* BEGIN *
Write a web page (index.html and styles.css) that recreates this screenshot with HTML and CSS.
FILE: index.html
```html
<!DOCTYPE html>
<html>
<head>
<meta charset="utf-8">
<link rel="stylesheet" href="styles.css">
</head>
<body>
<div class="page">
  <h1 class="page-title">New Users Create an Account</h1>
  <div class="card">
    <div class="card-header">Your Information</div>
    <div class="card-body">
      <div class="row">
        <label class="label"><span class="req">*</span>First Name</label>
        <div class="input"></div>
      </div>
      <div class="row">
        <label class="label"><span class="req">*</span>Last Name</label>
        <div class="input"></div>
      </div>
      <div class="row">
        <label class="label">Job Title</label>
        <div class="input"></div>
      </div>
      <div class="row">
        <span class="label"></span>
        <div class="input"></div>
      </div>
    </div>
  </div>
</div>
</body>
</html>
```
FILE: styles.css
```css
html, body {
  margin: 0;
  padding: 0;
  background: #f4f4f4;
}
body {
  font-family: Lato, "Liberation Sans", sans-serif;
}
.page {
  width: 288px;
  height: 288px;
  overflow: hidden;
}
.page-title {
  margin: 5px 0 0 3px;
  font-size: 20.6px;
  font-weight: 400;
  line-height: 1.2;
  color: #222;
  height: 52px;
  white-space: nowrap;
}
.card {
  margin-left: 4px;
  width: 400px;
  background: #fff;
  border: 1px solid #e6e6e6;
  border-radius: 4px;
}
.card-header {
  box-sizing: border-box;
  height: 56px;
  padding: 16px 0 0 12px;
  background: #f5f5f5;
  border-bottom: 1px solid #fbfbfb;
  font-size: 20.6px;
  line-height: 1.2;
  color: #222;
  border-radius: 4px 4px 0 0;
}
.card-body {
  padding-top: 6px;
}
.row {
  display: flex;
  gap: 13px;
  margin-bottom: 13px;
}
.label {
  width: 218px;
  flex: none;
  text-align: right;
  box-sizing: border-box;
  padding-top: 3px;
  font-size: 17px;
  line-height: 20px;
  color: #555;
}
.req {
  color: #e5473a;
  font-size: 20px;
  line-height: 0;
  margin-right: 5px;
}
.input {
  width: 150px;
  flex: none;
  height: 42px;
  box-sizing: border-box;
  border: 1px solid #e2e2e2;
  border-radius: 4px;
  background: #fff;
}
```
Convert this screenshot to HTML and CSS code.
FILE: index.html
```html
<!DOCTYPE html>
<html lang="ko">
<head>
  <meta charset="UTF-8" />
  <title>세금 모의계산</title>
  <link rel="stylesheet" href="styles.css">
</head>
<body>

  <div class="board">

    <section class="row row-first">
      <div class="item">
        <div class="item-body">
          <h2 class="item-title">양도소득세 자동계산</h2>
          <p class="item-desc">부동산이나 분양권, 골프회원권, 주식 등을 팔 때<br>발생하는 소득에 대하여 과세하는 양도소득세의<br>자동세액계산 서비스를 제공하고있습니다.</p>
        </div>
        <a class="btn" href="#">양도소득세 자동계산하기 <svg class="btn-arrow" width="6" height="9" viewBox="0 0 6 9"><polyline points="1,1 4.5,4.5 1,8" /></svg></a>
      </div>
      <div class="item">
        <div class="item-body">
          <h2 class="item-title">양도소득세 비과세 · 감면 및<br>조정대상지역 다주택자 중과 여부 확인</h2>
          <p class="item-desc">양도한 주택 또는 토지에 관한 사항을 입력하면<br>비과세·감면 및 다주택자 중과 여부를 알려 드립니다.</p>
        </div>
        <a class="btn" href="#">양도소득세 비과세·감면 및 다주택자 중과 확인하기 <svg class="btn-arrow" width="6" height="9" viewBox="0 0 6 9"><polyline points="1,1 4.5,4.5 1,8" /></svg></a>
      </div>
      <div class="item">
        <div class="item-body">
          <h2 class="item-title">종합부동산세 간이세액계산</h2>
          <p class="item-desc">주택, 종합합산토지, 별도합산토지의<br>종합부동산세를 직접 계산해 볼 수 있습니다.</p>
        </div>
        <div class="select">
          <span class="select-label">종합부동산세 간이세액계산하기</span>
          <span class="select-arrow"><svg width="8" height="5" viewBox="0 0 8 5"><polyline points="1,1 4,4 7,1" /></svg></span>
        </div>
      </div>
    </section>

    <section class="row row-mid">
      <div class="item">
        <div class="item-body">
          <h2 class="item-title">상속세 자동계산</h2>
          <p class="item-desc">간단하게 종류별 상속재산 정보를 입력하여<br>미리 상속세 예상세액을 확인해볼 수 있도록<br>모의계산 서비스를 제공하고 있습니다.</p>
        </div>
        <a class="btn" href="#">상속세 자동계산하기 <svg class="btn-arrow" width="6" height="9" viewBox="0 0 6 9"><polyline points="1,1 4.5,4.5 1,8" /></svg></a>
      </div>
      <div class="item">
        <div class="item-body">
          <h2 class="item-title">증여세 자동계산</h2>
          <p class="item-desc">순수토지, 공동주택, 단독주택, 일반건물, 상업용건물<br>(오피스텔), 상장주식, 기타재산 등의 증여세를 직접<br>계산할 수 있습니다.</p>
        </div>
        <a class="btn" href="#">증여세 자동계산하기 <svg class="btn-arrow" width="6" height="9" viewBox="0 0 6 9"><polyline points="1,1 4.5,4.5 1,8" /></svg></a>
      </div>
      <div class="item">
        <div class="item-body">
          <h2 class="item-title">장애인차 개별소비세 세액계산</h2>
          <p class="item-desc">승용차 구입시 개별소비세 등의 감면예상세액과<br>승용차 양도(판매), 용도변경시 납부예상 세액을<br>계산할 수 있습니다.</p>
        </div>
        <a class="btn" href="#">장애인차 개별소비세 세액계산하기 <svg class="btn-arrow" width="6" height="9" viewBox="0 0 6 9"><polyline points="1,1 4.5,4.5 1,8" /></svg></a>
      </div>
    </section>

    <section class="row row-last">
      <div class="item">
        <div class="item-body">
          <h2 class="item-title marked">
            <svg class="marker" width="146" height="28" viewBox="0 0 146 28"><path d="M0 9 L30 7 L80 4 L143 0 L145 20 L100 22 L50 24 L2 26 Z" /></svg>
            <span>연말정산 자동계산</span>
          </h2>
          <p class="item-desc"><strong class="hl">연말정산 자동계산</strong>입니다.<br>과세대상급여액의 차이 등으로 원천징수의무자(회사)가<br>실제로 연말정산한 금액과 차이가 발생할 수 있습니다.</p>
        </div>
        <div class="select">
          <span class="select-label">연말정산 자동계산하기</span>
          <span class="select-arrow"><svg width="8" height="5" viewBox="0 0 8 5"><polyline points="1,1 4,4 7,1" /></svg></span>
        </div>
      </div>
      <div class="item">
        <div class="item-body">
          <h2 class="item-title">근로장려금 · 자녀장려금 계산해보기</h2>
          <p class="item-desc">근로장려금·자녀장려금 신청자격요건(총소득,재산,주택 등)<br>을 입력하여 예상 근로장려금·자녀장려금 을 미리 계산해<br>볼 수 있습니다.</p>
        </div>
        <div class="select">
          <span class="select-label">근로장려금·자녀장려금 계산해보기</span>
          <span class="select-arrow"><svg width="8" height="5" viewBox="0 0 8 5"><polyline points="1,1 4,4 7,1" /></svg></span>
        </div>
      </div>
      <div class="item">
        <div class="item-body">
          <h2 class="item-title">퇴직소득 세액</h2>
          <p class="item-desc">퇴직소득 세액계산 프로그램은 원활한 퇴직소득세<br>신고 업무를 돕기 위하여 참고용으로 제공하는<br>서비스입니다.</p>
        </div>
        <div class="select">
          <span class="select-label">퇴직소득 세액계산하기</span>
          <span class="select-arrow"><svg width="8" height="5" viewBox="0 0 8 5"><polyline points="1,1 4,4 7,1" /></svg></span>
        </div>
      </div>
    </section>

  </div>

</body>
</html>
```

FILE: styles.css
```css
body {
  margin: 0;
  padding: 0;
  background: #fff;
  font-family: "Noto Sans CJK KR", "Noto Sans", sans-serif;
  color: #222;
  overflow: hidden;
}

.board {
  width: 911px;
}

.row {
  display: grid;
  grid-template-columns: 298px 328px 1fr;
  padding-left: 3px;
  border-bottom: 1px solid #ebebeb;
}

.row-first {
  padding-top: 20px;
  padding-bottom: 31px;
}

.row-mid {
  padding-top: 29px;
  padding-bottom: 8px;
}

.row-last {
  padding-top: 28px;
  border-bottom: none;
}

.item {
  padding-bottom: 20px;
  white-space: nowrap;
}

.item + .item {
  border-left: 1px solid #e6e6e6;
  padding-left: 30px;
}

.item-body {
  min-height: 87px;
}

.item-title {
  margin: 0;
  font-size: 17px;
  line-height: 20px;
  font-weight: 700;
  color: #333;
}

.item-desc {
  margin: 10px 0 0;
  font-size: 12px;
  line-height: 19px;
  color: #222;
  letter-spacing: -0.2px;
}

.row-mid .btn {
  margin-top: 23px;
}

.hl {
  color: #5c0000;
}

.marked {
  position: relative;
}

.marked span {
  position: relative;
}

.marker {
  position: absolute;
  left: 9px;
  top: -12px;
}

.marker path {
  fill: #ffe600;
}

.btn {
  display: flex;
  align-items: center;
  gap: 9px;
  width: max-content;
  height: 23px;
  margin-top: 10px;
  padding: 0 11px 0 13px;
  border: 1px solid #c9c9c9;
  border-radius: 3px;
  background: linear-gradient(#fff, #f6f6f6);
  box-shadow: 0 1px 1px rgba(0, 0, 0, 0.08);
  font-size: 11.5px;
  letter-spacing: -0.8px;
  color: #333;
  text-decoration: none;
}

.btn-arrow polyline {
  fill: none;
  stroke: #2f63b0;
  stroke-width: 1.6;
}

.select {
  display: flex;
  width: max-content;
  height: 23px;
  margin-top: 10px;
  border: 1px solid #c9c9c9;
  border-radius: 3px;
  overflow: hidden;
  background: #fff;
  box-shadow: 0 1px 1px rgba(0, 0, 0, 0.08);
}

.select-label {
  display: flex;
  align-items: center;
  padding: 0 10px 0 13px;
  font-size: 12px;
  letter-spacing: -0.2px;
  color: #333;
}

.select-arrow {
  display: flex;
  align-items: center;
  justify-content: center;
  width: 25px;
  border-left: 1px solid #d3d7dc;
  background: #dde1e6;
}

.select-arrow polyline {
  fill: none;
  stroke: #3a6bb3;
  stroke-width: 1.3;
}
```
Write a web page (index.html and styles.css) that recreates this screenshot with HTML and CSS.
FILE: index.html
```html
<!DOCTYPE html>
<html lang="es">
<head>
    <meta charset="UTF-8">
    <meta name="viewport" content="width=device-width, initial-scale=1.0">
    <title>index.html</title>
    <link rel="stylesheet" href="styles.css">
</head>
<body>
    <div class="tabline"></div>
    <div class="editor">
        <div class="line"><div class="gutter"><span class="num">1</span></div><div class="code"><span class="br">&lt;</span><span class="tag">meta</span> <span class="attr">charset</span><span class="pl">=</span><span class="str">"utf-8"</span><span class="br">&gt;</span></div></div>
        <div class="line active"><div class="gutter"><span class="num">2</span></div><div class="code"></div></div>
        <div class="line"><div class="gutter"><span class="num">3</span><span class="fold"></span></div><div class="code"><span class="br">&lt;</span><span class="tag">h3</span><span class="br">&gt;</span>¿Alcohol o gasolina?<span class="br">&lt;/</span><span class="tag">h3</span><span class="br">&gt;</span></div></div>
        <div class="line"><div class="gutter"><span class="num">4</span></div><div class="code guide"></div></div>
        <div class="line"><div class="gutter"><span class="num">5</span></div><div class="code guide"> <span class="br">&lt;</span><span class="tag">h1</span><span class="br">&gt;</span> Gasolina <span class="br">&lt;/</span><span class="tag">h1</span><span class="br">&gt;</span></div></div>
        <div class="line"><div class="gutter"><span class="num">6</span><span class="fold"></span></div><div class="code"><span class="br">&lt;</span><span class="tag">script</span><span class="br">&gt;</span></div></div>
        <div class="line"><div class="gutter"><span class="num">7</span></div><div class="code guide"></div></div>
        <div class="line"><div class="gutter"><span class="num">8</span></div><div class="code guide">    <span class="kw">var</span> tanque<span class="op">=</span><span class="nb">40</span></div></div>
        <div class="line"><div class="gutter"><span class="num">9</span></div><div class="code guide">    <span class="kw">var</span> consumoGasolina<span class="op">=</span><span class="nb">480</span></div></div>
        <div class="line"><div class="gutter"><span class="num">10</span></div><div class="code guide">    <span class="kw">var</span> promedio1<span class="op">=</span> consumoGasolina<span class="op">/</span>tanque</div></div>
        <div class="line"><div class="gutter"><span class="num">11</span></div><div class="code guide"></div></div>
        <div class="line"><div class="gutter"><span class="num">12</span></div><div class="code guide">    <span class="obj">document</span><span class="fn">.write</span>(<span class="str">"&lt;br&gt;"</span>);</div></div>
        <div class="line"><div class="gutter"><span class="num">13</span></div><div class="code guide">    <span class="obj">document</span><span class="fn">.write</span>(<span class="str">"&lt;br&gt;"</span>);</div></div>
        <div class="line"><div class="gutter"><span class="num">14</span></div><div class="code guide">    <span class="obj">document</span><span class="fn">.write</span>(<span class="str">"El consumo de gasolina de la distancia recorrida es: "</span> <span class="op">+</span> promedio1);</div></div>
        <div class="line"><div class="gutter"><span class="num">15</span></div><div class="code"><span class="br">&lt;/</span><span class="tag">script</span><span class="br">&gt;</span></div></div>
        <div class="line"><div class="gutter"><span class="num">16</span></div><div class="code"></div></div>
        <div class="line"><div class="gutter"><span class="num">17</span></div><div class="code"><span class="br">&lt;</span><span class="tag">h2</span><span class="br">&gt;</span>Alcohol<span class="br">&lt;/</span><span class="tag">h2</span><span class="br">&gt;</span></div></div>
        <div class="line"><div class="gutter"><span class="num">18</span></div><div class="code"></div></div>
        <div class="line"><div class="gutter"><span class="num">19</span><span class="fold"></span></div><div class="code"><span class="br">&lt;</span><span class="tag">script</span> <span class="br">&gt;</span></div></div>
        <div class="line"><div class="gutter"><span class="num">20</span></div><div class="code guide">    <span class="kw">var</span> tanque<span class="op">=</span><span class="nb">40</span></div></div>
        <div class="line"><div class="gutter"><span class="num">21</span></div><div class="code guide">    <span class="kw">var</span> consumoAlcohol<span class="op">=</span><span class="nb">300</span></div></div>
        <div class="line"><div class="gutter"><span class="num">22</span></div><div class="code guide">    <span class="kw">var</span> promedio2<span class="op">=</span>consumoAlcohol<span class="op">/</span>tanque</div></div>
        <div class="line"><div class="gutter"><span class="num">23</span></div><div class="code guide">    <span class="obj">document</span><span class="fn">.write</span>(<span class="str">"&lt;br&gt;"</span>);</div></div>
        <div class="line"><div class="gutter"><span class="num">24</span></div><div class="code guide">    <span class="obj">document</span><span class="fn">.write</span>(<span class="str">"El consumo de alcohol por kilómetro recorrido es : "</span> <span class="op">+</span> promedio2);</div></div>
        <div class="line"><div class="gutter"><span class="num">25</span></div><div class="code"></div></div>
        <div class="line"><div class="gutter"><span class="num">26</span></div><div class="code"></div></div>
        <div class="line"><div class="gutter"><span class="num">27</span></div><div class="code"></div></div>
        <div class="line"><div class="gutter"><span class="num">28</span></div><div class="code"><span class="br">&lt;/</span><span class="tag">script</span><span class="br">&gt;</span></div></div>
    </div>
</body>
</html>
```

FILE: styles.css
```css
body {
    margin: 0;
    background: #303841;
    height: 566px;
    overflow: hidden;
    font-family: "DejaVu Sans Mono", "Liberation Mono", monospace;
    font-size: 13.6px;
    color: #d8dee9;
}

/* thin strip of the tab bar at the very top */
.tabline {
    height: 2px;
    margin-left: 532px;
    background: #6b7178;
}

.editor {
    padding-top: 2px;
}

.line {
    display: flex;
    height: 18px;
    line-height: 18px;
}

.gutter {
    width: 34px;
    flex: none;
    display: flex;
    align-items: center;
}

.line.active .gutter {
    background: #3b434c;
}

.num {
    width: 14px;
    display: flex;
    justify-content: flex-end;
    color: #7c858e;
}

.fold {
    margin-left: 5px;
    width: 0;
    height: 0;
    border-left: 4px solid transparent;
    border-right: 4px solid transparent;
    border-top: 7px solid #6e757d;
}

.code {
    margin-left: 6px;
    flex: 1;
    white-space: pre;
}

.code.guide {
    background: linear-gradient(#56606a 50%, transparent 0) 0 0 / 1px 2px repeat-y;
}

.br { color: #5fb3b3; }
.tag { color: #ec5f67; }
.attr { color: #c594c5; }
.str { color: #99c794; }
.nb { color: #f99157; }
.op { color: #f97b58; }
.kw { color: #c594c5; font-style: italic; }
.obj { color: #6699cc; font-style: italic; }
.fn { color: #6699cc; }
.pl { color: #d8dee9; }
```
* END *
TO BE DONE
Using the material above, report each line where "page" occurs.

REPLY
Write a web page (index.html and styles.css) that recreates this screenshot with HTML and CSS.
<div class="page">
  <h1 class="page-title">New Users Create an Account</h1>
.page {
.page-title {
Write a web page (index.html and styles.css) that recreates this screenshot with HTML and CSS.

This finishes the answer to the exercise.